> **STATED TASK**:
Your task is to locate every line holding the string "document" and to copy each of them.

##### DATA

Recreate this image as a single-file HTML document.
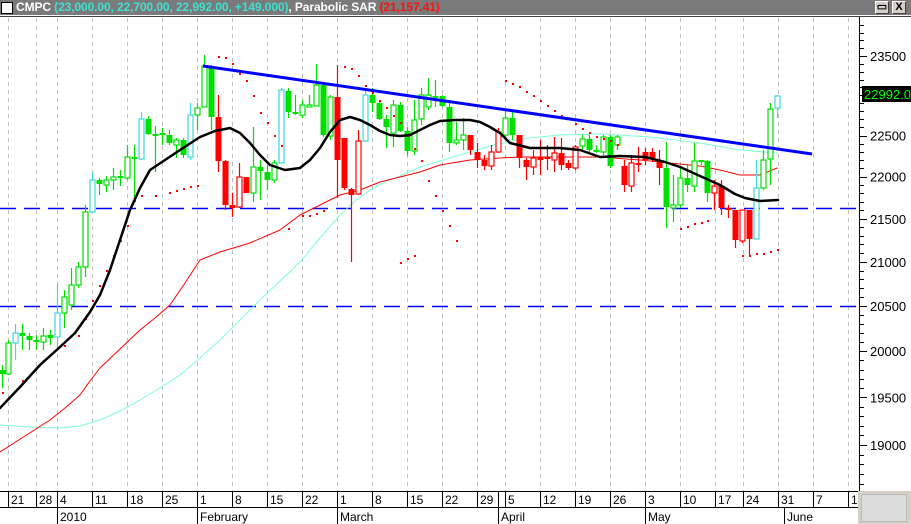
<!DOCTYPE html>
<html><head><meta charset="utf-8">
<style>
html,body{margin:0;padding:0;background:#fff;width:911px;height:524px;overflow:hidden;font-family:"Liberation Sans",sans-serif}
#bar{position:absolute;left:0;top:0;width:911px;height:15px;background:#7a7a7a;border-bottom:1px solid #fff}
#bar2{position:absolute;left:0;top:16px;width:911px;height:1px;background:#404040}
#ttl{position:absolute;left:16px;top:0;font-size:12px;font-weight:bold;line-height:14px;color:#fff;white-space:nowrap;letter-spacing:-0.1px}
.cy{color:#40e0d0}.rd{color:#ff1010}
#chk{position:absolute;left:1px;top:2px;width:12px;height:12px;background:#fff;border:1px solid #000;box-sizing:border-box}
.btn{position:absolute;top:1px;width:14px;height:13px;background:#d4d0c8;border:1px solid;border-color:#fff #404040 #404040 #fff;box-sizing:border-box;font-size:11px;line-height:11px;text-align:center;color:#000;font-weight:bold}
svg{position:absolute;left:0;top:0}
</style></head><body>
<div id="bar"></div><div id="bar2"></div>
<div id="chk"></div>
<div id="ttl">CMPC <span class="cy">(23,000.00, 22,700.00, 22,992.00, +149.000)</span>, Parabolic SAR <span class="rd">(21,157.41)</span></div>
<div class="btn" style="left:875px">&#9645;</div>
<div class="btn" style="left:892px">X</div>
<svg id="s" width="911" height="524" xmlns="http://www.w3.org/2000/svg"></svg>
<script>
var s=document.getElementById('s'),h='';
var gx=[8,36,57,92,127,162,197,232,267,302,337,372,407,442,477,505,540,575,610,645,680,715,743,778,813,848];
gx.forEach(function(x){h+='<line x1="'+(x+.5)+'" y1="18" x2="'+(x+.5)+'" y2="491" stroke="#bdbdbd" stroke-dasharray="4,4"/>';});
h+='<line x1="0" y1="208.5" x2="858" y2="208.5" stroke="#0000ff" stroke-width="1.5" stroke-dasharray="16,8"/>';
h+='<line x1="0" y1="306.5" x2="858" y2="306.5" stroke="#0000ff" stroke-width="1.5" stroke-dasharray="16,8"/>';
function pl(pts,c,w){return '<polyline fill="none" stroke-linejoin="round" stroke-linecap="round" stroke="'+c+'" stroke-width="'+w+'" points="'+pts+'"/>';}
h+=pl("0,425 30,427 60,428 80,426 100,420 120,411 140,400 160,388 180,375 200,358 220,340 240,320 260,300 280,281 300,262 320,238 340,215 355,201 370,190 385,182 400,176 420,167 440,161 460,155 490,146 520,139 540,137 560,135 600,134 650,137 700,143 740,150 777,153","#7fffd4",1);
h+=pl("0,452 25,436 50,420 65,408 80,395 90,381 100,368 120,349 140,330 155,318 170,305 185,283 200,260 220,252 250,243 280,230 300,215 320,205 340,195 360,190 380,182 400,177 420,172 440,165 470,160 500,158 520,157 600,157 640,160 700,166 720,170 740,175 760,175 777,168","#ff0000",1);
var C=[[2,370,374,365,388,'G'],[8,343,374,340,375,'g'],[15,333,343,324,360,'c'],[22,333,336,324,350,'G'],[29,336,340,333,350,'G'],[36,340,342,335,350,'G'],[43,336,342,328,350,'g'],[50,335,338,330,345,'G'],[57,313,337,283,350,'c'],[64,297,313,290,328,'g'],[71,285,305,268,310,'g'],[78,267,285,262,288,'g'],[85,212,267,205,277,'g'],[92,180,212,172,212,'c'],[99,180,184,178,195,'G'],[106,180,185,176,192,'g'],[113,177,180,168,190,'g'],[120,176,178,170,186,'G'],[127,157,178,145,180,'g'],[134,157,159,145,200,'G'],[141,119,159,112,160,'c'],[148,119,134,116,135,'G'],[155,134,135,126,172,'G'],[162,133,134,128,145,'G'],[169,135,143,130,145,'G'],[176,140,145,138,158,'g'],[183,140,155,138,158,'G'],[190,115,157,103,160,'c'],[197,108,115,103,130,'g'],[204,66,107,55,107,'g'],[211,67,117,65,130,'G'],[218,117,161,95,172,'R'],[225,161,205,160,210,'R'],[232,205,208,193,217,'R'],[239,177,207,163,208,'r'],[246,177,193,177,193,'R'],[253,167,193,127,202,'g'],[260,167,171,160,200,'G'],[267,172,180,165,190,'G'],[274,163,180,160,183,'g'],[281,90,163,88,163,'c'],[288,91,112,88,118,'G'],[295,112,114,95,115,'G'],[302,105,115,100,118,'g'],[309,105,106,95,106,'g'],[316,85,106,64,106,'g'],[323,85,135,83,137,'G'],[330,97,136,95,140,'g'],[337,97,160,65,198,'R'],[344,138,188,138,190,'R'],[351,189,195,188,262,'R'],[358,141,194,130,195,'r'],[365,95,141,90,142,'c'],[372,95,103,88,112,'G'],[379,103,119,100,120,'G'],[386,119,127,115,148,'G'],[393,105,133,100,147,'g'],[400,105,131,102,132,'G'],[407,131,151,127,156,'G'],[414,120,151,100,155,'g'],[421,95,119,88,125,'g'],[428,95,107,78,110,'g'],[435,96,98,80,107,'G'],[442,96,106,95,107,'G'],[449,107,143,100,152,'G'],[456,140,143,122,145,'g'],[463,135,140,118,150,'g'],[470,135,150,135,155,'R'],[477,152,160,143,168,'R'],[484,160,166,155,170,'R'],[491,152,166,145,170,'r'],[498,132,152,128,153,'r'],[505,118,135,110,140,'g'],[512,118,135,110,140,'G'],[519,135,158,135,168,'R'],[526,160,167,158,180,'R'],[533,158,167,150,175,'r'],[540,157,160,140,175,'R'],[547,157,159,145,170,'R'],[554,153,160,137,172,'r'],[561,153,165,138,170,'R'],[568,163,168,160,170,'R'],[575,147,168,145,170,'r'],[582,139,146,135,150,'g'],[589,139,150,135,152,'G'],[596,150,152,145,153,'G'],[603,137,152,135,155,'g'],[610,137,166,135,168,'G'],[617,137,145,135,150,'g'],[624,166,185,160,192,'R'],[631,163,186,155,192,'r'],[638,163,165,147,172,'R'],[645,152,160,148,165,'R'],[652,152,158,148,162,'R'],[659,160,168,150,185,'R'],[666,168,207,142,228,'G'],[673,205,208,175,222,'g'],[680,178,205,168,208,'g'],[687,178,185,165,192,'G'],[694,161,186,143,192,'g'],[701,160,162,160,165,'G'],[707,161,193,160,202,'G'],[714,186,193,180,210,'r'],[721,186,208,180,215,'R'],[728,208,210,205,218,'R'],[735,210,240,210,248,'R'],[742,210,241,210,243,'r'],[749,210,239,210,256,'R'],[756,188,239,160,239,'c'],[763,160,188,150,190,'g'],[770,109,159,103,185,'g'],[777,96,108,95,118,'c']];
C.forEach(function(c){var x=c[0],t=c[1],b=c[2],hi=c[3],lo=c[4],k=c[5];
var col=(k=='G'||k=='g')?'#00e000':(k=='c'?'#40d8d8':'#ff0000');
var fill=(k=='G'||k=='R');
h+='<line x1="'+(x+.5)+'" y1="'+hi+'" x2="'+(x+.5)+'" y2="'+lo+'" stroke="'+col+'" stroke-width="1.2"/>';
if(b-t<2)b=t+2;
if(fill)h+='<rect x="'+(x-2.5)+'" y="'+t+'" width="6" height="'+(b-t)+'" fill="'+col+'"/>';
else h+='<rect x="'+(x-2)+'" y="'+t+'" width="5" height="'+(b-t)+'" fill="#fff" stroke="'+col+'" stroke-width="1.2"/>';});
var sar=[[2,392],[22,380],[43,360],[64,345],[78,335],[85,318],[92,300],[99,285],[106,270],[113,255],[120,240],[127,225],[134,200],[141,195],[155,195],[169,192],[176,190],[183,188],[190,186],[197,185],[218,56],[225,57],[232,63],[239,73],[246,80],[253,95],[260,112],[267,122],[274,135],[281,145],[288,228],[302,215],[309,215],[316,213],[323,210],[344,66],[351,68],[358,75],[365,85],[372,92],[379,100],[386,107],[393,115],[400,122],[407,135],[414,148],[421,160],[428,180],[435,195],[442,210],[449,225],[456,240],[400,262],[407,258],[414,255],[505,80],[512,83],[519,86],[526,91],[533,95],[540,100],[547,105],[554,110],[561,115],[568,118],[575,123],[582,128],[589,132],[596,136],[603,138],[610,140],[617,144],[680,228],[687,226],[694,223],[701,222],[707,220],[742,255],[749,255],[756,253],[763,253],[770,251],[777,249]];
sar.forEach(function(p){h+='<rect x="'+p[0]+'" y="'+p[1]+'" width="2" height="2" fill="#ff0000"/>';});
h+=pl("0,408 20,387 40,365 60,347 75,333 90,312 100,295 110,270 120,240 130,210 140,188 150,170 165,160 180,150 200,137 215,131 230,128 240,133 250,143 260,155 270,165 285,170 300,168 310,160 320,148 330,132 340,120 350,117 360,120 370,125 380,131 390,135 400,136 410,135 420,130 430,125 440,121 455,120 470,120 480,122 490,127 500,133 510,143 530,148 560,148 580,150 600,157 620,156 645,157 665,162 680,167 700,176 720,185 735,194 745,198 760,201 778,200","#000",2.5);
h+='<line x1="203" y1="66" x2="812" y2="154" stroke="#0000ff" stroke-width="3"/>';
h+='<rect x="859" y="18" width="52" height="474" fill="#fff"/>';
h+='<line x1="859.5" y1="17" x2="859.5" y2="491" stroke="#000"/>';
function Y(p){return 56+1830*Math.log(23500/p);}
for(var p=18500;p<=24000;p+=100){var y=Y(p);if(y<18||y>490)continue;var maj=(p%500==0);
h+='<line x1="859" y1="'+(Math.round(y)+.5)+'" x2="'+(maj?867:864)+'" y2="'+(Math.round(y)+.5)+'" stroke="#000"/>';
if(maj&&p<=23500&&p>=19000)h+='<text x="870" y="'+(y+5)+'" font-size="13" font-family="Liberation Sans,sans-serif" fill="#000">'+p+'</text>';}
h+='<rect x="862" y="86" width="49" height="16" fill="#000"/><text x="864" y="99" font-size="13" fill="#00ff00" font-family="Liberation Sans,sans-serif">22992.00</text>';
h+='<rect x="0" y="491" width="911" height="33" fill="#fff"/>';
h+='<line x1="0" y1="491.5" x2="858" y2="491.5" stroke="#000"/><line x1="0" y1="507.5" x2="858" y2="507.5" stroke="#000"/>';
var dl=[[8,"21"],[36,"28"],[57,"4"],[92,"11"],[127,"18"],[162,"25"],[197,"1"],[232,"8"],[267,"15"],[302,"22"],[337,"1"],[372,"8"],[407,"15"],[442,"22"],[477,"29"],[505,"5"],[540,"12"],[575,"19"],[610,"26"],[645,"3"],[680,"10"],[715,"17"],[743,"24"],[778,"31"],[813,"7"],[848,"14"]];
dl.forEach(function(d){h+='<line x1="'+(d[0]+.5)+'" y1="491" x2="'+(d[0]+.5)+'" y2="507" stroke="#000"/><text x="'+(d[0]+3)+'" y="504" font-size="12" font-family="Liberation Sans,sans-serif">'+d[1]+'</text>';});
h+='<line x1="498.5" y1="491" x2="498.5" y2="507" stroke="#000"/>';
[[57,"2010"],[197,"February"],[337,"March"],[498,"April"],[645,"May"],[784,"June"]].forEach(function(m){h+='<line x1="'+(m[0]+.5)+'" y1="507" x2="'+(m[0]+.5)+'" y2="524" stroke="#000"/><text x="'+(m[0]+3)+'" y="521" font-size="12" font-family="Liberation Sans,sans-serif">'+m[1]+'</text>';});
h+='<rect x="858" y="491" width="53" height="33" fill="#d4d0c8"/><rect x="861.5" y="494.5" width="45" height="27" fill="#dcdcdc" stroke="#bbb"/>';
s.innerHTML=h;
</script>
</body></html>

##########

> **PROBLEM SOLUTION**:
Recreate this image as a single-file HTML document.
var s=document.getElementById('s'),h='';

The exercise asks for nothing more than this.